In his Contraptions substack, Venkatesh Rao notes an obvious split that I never fully saw: thinky versus writerly writers:

Those who write to think typically resist any attempt to change the content of what they’re saying, but generally don’t care about style, verbal precision, tightening, and pragmatic cutting suggestions to hit word-count limits.

Those who write to write are typically attached to every word and comma, but can be surprisingly indifferent to substantial content edits and highly open to saying entirely different things than they originally set out to.

I must be mostly of the latter, affirmed by my not having thought enough across the decades to even note the schism.

That said, the best writing is where the thinking may be primary but the author has been an artist over the supporting form.
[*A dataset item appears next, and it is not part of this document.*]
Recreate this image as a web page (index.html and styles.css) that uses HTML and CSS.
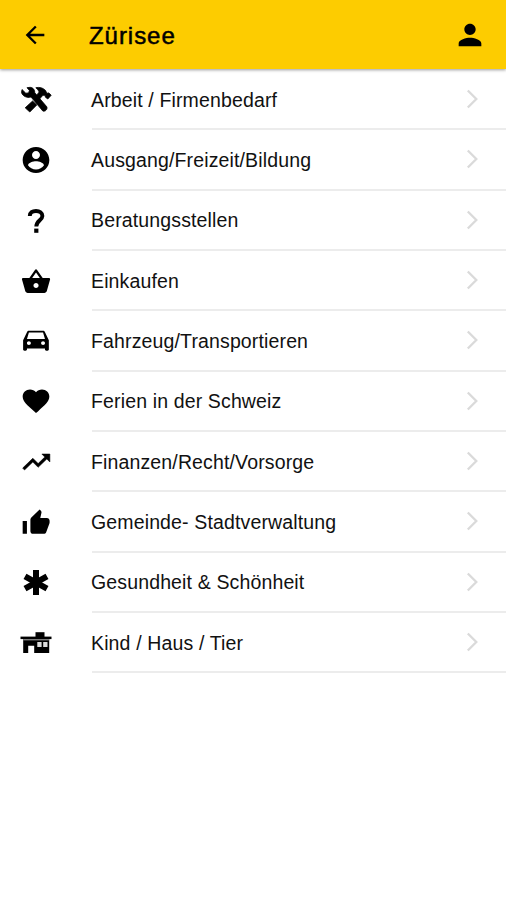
FILE: index.html
```html
<!DOCTYPE html>
<html lang="de">
<head>
    <meta charset="UTF-8">
    <meta name="viewport" content="width=device-width, initial-scale=1.0">
    <title>Zürisee</title>
    <link rel="stylesheet" href="styles.css">
</head>
<body>
    <svg class="sprite" aria-hidden="true">
        <symbol id="chevron" viewBox="0 0 12 20">
            <path d="M1.8 1.5L10.3 10L1.8 18.5" fill="none" stroke="#dadada" stroke-width="2.3"/>
        </symbol>
    </svg>

    <header class="toolbar">
        <svg class="back" viewBox="0 0 24 24"><path d="M20 11H7.83l5.59-5.59L12 4l-8 8 8 8 1.41-1.41L7.83 13H20v-2z"/></svg>
        <h1>Zürisee</h1>
        <svg class="profile" viewBox="0 0 24 24"><path d="M12 12c2.21 0 4-1.79 4-4s-1.79-4-4-4-4 1.79-4 4 1.79 4 4 4zm0 2c-2.67 0-8 1.34-8 4v2h16v-2c0-2.66-5.33-4-8-4z"/></svg>
    </header>

    <ul class="categories">
        <li>
            <svg class="icon" viewBox="0 0 32 32">
                <g stroke="#000" stroke-width=".8" stroke-linejoin="round">
                    <path d="M7 3.7L10.200 3.300C13 3.600 15 5.800 14.800 8.800L26.800 22.800C27.800 24.800 25.600 28 22.800 27L11 13C7 14.400 2.400 12 1.500 8.500L2 5.500L5.800 9.200L8.600 8.900L9.400 6.400z"/>
                    <path d="M12.600 17L16.800 20.900L9.800 28L5.200 23.800z"/>
                    <path d="M15.800 3.700C20 2.900 22.800 3.700 25.600 6.500L26.800 9.300L28.800 8.900L31.200 11.200L27.800 15L25.200 13L25.400 11.400L23 11.200L19 15.600L16 12L19.200 8C18.400 6.200 17.400 4.800 15.800 3.700z"/>
                </g>
            </svg>
            <span class="label">Arbeit / Firmenbedarf</span>
            <svg class="chevron"><use href="#chevron"/></svg>
        </li>
        <li>
            <svg class="icon" viewBox="0 0 24 24"><path d="M12 2.200C6.480 2.200 2 6.480 2 12s4.480 9.800 10 9.800 10-4.280 10-9.800S17.520 2.200 12 2.200zm0 3c1.660 0 3 1.340 3 3s-1.340 3-3 3-3-1.340-3-3 1.340-3 3-3zm0 14c-2.500 0-4.710-1.280-6-3.220.03-1.990 4-3.080 6-3.080 1.990 0 5.970 1.090 6 3.080-1.290 1.940-3.500 3.220-6 3.220z"/></svg>
            <span class="label">Ausgang/Freizeit/Bildung</span>
            <svg class="chevron"><use href="#chevron"/></svg>
        </li>
        <li>
            <svg class="icon" viewBox="0 0 32 32">
                <path d="M9.800 11C9.800 7.400 12.400 6 16 6S22.400 7.800 22.400 11C22.400 15 16.300 15.800 16.300 21.400" fill="none" stroke="#000" stroke-width="3.900"/>
                <path d="M14.200 23.600h4.200v4.200h-4.200z"/>
            </svg>
            <span class="label">Beratungsstellen</span>
            <svg class="chevron"><use href="#chevron"/></svg>
        </li>
        <li>
            <svg class="icon" viewBox="0 0 24 24"><path transform="translate(.5 1.400) scale(.96 .93)" d="M17.210 9l-4.380-6.560c-.19-.28-.51-.42-.83-.42-.32 0-.64.14-.83.43L6.790 9H2c-.55 0-1 .45-1 1 0 .09.01.18.04.27l2.540 9.270c.23.84 1 1.460 1.920 1.460h13c.92 0 1.690-.62 1.930-1.460l2.540-9.270L23 10c0-.55-.45-1-1-1h-4.790zM9 9l3-4.400L15 9H9zm3 8c-1.100 0-2-.9-2-2s.9-2 2-2 2 .9 2 2-.9 2-2 2z"/></svg>
            <span class="label">Einkaufen</span>
            <svg class="chevron"><use href="#chevron"/></svg>
        </li>
        <li>
            <svg class="icon" viewBox="0 0 24 24"><path transform="translate(.4 2.600) scale(.965 .88)" d="M18.920 3.010C18.720 2.420 18.160 2 17.500 2h-11c-.66 0-1.210.42-1.420 1.010L2 10v8c0 .55.45 1 1 1h1c.55 0 1-.45 1-1v-1h14v1c0 .55.45 1 1 1h1c.55 0 1-.45 1-1v-8l-3.080-6.990zM6.500 14c-.83 0-1.500-.67-1.500-1.500S5.670 11 6.500 11s1.500.67 1.500 1.500S7.330 14 6.500 14zm11 0c-.83 0-1.500-.67-1.500-1.500s.67-1.500 1.500-1.500 1.500.67 1.500 1.500-.67 1.500-1.500 1.500zM5 9l1.500-5.500h11L19 9H5z"/></svg>
            <span class="label">Fahrzeug/Transportieren</span>
            <svg class="chevron"><use href="#chevron"/></svg>
        </li>
        <li>
            <svg class="icon" viewBox="0 0 24 24"><path d="M12 21.350l-1.450-1.320C5.400 15.360 2 12.280 2 8.500 2 5.420 4.420 3 7.500 3c1.740 0 3.410.81 4.500 2.090C13.090 3.810 14.760 3 16.500 3 19.580 3 22 5.420 22 8.500c0 3.780-3.400 6.860-8.550 11.540L12 21.350z" transform="translate(0 -.2) scale(1 .96)"/></svg>
            <span class="label">Ferien in der Schweiz</span>
            <svg class="chevron"><use href="#chevron"/></svg>
        </li>
        <li>
            <svg class="icon" viewBox="0 0 24 24"><path d="M16.400 6l2.200 2.290-4.990 4.880-4-4L2 16.590 3.410 18l6.200-6 4 4 6.500-6.290L22.400 12V6z" stroke="#000" stroke-width=".4"/></svg>
            <span class="label">Finanzen/Recht/Vorsorge</span>
            <svg class="chevron"><use href="#chevron"/></svg>
        </li>
        <li>
            <svg class="icon" viewBox="0 0 24 24"><path d="M2 20.900h3.200V11.300H2v9.600zM22.200 11c0-1.100-.9-2-2-2h-5l.9-4 .03-.32c0-.41-.17-.79-.44-1.060L14.700 2.700 8.500 8.700C8.100 9.100 7.800 9.600 7.800 10.100v8.800c0 1.100.9 2 2 2h8c.83 0 1.540-.5 1.840-1.220l2.420-6.550c.09-.23.14-.47.14-.73V11z"/></svg>
            <span class="label">Gemeinde- Stadtverwaltung</span>
            <svg class="chevron"><use href="#chevron"/></svg>
        </li>
        <li>
            <svg class="icon" viewBox="0 0 32 32"><path d="M16 3v25M5 9.300l22 12.400M27 9.300L5 21.700" stroke="#000" stroke-width="6"/></svg>
            <span class="label">Gesundheit &amp; Schönheit</span>
            <svg class="chevron"><use href="#chevron"/></svg>
        </li>
        <li>
            <svg class="icon" viewBox="0 0 32 32">
                <path d="M15.500 5.200h9v5h-9z"/>
                <path d="M.5 9.600h31v2.500H.5z"/>
                <path d="M3.200 12h26v14H14.200v-7.200H8.200V26h-5z"/>
                <path d="M3.200 12.100h26v1.300h-26z" fill="#888"/>
                <path d="M17.300 15h4.300v5h-4.300zM23.200 15h4.300v5h-4.300z" fill="#ddd"/>
            </svg>
            <span class="label">Kind / Haus / Tier</span>
            <svg class="chevron"><use href="#chevron"/></svg>
        </li>
    </ul>
</body>
</html>
```

FILE: styles.css
```css
body {
    margin: 0;
    background: #fff;
    color: #000;
    font-family: "Liberation Sans", Arial, sans-serif;
}

.sprite {
    display: none;
}

.toolbar {
    display: flex;
    align-items: center;
    height: 69px;
    padding: 0 19px 0 21px;
    box-sizing: border-box;
    background: #fdcc00;
    box-shadow: 0 1px 3px rgba(0, 0, 0, 0.4);
}

.toolbar h1 {
    flex: 1;
    margin: 3px 0 0 40px;
    font-size: 24px;
    font-weight: normal;
    letter-spacing: 0.95px;
    -webkit-text-stroke: 0.5px #000;
}

.back {
    width: 28px;
    height: 28px;
}

.profile {
    width: 34px;
    height: 34px;
}

.categories {
    margin: 1px 0 0;
    padding: 0;
    list-style: none;
}

.categories li {
    display: grid;
    grid-template-columns: 72px 1fr 40px;
    grid-template-rows: 1fr 2px;
    align-items: center;
    height: 60.33px;
    padding-left: 20px;
}

.categories li::after {
    content: "";
    grid-column: 2 / -1;
    height: 2px;
    background: #ececec;
}

.icon {
    width: 32px;
    height: 32px;
    margin-top: 2px;
}

.label {
    margin: 2px 0 0 -1px;
    font-size: 19.5px;
    letter-spacing: 0.14px;
    color: #111;
}

.chevron {
    width: 12px;
    height: 20px;
}
```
Wednesday, June 17th, 2026

Amit Segal, longer than usual for his It’s Noon in Israel newsletter, posits the perennial faultline in Israel politics: Jewish vs Israeli.

“Jewish” and “Israeli” are simply the two tenets of Israel’s self-definition as a Jewish and democratic state ⁠— not in open contradiction, since most Israelis hold both, but forever rubbing against each other. Like asking whether strawberry-banana yogurt is more strawberry or banana, Israelis are endlessly asked, in one disguise or another, whether they are slightly more Jewish than democratic or the reverse. Once you see it, most of the news in the country ⁠— most push notifications, most studio shouting matches ⁠— dissolves into that same question, with a thin veneer of fresh event on top.

Segal himself straddles the divide nicely, as does the society writ large, part and parcel of the fading Ashkenazi/Sephardi divide. In my thin slice of observation, secular Israelis who delight in eating swine abroad now light candles and recite more complete prayers at home for Friday night dinner than they used to ⁠— indeed holding Friday night dinner itself is the gateway. And there are so many gateways.

I do however take issue with Amit’s characterization of the Israeli/left side:

Of course we are Jewish, the left answers ⁠— the flag is essentially a prayer shawl, the emblem is the Temple menorah, every kindergartner comes home Friday with a challah ⁠— but that is the décor, not the purpose; the purpose is to be the only democracy in the Middle East.

Instead, it seems to me that people on this side, those of the “villa in the jungle” view, would rather just forget about the jungle; being “the only X in the Middle East” is merely apologetics, not identity. Rather, it’s about being a liberal democracy simply because that is the enlightened, obvious, natural thing to be; anyone with a Yiddisher kopf can see that. And as for the Right downgrading democracy to merely being the operating system, well, that’s what Judaism itself arguably is too, so being the OS is no small thing.